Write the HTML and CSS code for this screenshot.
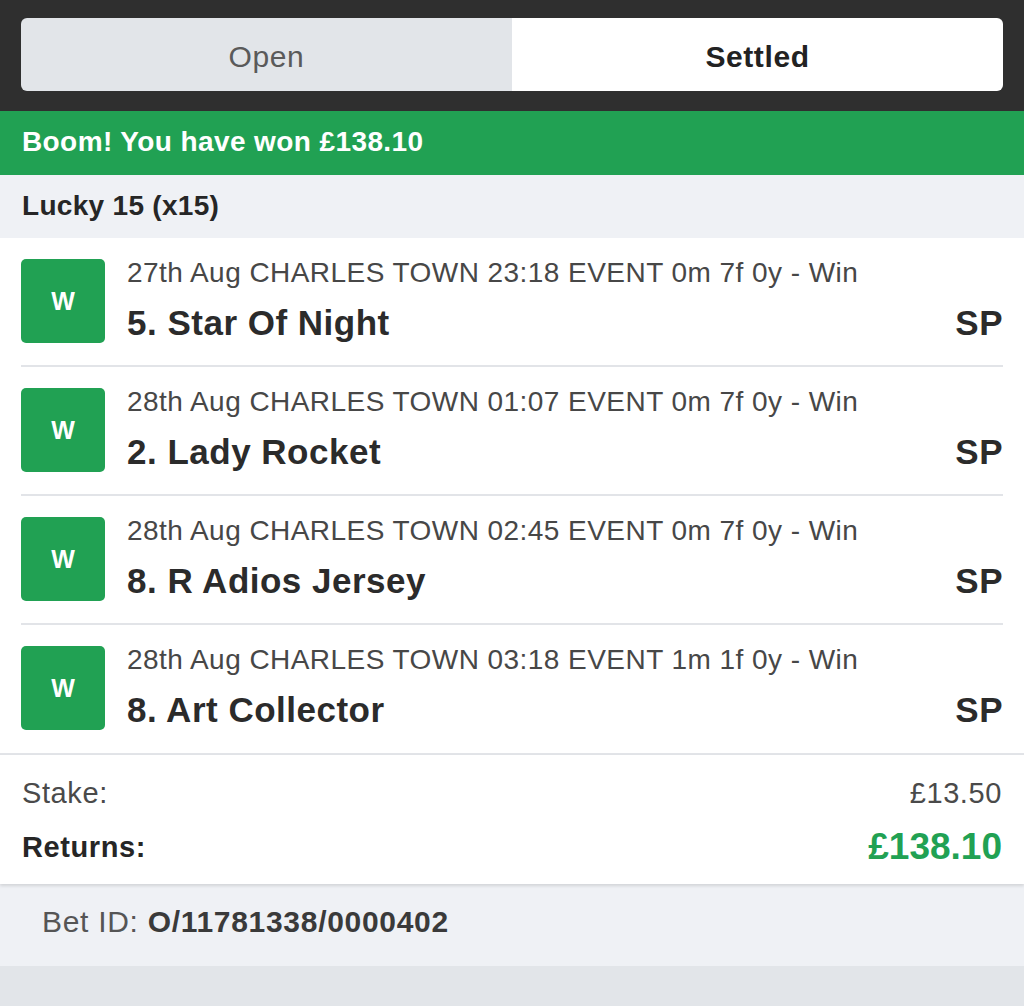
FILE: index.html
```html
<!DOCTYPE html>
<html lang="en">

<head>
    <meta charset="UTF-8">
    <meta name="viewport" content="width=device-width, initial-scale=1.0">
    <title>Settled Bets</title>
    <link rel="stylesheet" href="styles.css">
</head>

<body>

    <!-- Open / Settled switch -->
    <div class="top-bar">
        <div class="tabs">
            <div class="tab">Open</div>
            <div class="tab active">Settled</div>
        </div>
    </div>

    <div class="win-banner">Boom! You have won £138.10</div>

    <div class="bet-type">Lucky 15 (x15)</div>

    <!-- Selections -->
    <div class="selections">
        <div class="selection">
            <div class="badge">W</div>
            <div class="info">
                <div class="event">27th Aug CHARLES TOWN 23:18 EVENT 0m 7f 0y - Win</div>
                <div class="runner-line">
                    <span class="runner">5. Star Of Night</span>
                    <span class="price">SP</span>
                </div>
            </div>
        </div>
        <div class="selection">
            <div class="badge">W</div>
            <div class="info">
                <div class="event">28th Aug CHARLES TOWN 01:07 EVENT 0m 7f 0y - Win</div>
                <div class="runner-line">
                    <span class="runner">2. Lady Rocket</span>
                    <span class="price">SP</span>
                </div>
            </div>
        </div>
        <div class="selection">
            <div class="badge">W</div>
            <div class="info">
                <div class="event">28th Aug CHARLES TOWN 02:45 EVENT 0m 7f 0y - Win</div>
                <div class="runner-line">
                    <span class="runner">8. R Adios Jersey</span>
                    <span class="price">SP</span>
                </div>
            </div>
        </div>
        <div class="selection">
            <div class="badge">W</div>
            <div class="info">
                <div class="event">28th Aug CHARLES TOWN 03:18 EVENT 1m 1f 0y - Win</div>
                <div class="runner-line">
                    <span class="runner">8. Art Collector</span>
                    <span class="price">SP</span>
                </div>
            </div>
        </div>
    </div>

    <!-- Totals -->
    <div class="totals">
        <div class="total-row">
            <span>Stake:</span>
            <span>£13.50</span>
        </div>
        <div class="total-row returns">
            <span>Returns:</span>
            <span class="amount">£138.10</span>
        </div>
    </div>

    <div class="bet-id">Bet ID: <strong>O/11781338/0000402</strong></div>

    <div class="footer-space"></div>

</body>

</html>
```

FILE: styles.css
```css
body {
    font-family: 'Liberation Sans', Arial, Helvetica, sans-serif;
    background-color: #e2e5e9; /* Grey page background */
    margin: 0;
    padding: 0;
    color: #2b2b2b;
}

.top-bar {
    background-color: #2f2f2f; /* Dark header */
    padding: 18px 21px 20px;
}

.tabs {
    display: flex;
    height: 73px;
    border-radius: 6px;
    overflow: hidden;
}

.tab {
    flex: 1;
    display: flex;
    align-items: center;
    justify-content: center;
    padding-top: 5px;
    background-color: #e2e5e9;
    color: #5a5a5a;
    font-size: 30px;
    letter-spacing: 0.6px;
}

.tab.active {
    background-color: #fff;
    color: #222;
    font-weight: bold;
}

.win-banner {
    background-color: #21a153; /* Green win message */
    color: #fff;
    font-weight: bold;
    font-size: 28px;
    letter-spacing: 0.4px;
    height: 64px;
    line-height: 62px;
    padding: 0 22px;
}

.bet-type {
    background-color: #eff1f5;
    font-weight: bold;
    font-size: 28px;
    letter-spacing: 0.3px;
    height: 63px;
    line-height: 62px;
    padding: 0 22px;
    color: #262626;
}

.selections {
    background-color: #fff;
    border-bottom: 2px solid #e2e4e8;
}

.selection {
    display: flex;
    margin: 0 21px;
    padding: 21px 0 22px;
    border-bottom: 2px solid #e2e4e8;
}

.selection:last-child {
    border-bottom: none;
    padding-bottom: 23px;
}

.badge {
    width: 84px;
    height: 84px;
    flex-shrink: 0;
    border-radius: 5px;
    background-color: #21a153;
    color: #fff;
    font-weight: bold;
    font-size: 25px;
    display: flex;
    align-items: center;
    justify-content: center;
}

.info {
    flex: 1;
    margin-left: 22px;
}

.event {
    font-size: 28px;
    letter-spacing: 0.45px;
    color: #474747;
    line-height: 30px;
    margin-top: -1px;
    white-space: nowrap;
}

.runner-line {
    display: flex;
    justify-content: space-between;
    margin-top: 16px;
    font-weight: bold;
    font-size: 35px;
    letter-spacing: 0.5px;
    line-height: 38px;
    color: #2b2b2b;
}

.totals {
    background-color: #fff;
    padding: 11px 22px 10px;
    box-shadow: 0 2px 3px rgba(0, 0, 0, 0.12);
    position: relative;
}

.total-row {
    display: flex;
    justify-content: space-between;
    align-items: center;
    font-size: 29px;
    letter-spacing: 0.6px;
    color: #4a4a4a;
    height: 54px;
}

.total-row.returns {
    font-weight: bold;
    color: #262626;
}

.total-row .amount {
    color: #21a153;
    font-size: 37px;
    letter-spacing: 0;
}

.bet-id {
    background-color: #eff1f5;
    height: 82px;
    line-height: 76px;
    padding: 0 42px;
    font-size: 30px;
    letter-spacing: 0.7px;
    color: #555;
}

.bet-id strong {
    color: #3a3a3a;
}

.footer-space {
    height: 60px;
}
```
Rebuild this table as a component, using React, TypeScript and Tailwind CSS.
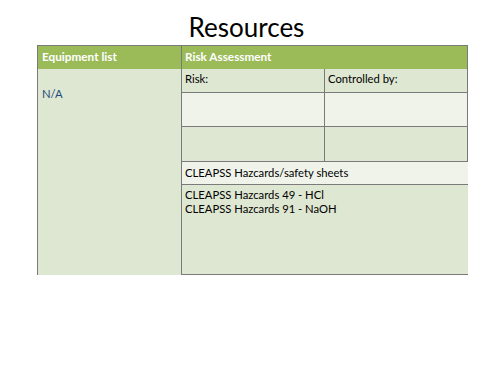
..........
**Given exercise**
Print every entry above again without changing a word, and omit the pictures.

**Response to the exercise**
Write the HTML and CSS code for this screenshot.
FILE: index.html
```html
<!DOCTYPE html>
<html lang="en">

<head>
    <meta charset="UTF-8">
    <meta name="viewport" content="width=device-width, initial-scale=1.0">
    <title>Settled Bets</title>
    <link rel="stylesheet" href="styles.css">
</head>

<body>

    <!-- Open / Settled switch -->
    <div class="top-bar">
        <div class="tabs">
            <div class="tab">Open</div>
            <div class="tab active">Settled</div>
        </div>
    </div>

    <div class="win-banner">Boom! You have won £138.10</div>

    <div class="bet-type">Lucky 15 (x15)</div>

    <!-- Selections -->
    <div class="selections">
        <div class="selection">
            <div class="badge">W</div>
            <div class="info">
                <div class="event">27th Aug CHARLES TOWN 23:18 EVENT 0m 7f 0y - Win</div>
                <div class="runner-line">
                    <span class="runner">5. Star Of Night</span>
                    <span class="price">SP</span>
                </div>
            </div>
        </div>
        <div class="selection">
            <div class="badge">W</div>
            <div class="info">
                <div class="event">28th Aug CHARLES TOWN 01:07 EVENT 0m 7f 0y - Win</div>
                <div class="runner-line">
                    <span class="runner">2. Lady Rocket</span>
                    <span class="price">SP</span>
                </div>
            </div>
        </div>
        <div class="selection">
            <div class="badge">W</div>
            <div class="info">
                <div class="event">28th Aug CHARLES TOWN 02:45 EVENT 0m 7f 0y - Win</div>
                <div class="runner-line">
                    <span class="runner">8. R Adios Jersey</span>
                    <span class="price">SP</span>
                </div>
            </div>
        </div>
        <div class="selection">
            <div class="badge">W</div>
            <div class="info">
                <div class="event">28th Aug CHARLES TOWN 03:18 EVENT 1m 1f 0y - Win</div>
                <div class="runner-line">
                    <span class="runner">8. Art Collector</span>
                    <span class="price">SP</span>
                </div>
            </div>
        </div>
    </div>

    <!-- Totals -->
    <div class="totals">
        <div class="total-row">
            <span>Stake:</span>
            <span>£13.50</span>
        </div>
        <div class="total-row returns">
            <span>Returns:</span>
            <span class="amount">£138.10</span>
        </div>
    </div>

    <div class="bet-id">Bet ID: <strong>O/11781338/0000402</strong></div>

    <div class="footer-space"></div>

</body>

</html>
```

FILE: styles.css
```css
body {
    font-family: 'Liberation Sans', Arial, Helvetica, sans-serif;
    background-color: #e2e5e9; /* Grey page background */
    margin: 0;
    padding: 0;
    color: #2b2b2b;
}

.top-bar {
    background-color: #2f2f2f; /* Dark header */
    padding: 18px 21px 20px;
}

.tabs {
    display: flex;
    height: 73px;
    border-radius: 6px;
    overflow: hidden;
}

.tab {
    flex: 1;
    display: flex;
    align-items: center;
    justify-content: center;
    padding-top: 5px;
    background-color: #e2e5e9;
    color: #5a5a5a;
    font-size: 30px;
    letter-spacing: 0.6px;
}

.tab.active {
    background-color: #fff;
    color: #222;
    font-weight: bold;
}

.win-banner {
    background-color: #21a153; /* Green win message */
    color: #fff;
    font-weight: bold;
    font-size: 28px;
    letter-spacing: 0.4px;
    height: 64px;
    line-height: 62px;
    padding: 0 22px;
}

.bet-type {
    background-color: #eff1f5;
    font-weight: bold;
    font-size: 28px;
    letter-spacing: 0.3px;
    height: 63px;
    line-height: 62px;
    padding: 0 22px;
    color: #262626;
}

.selections {
    background-color: #fff;
    border-bottom: 2px solid #e2e4e8;
}

.selection {
    display: flex;
    margin: 0 21px;
    padding: 21px 0 22px;
    border-bottom: 2px solid #e2e4e8;
}

.selection:last-child {
    border-bottom: none;
    padding-bottom: 23px;
}

.badge {
    width: 84px;
    height: 84px;
    flex-shrink: 0;
    border-radius: 5px;
    background-color: #21a153;
    color: #fff;
    font-weight: bold;
    font-size: 25px;
    display: flex;
    align-items: center;
    justify-content: center;
}

.info {
    flex: 1;
    margin-left: 22px;
}

.event {
    font-size: 28px;
    letter-spacing: 0.45px;
    color: #474747;
    line-height: 30px;
    margin-top: -1px;
    white-space: nowrap;
}

.runner-line {
    display: flex;
    justify-content: space-between;
    margin-top: 16px;
    font-weight: bold;
    font-size: 35px;
    letter-spacing: 0.5px;
    line-height: 38px;
    color: #2b2b2b;
}

.totals {
    background-color: #fff;
    padding: 11px 22px 10px;
    box-shadow: 0 2px 3px rgba(0, 0, 0, 0.12);
    position: relative;
}

.total-row {
    display: flex;
    justify-content: space-between;
    align-items: center;
    font-size: 29px;
    letter-spacing: 0.6px;
    color: #4a4a4a;
    height: 54px;
}

.total-row.returns {
    font-weight: bold;
    color: #262626;
}

.total-row .amount {
    color: #21a153;
    font-size: 37px;
    letter-spacing: 0;
}

.bet-id {
    background-color: #eff1f5;
    height: 82px;
    line-height: 76px;
    padding: 0 42px;
    font-size: 30px;
    letter-spacing: 0.7px;
    color: #555;
}

.bet-id strong {
    color: #3a3a3a;
}

.footer-space {
    height: 60px;
}
```
Rebuild this table as a component, using React, TypeScript and Tailwind CSS.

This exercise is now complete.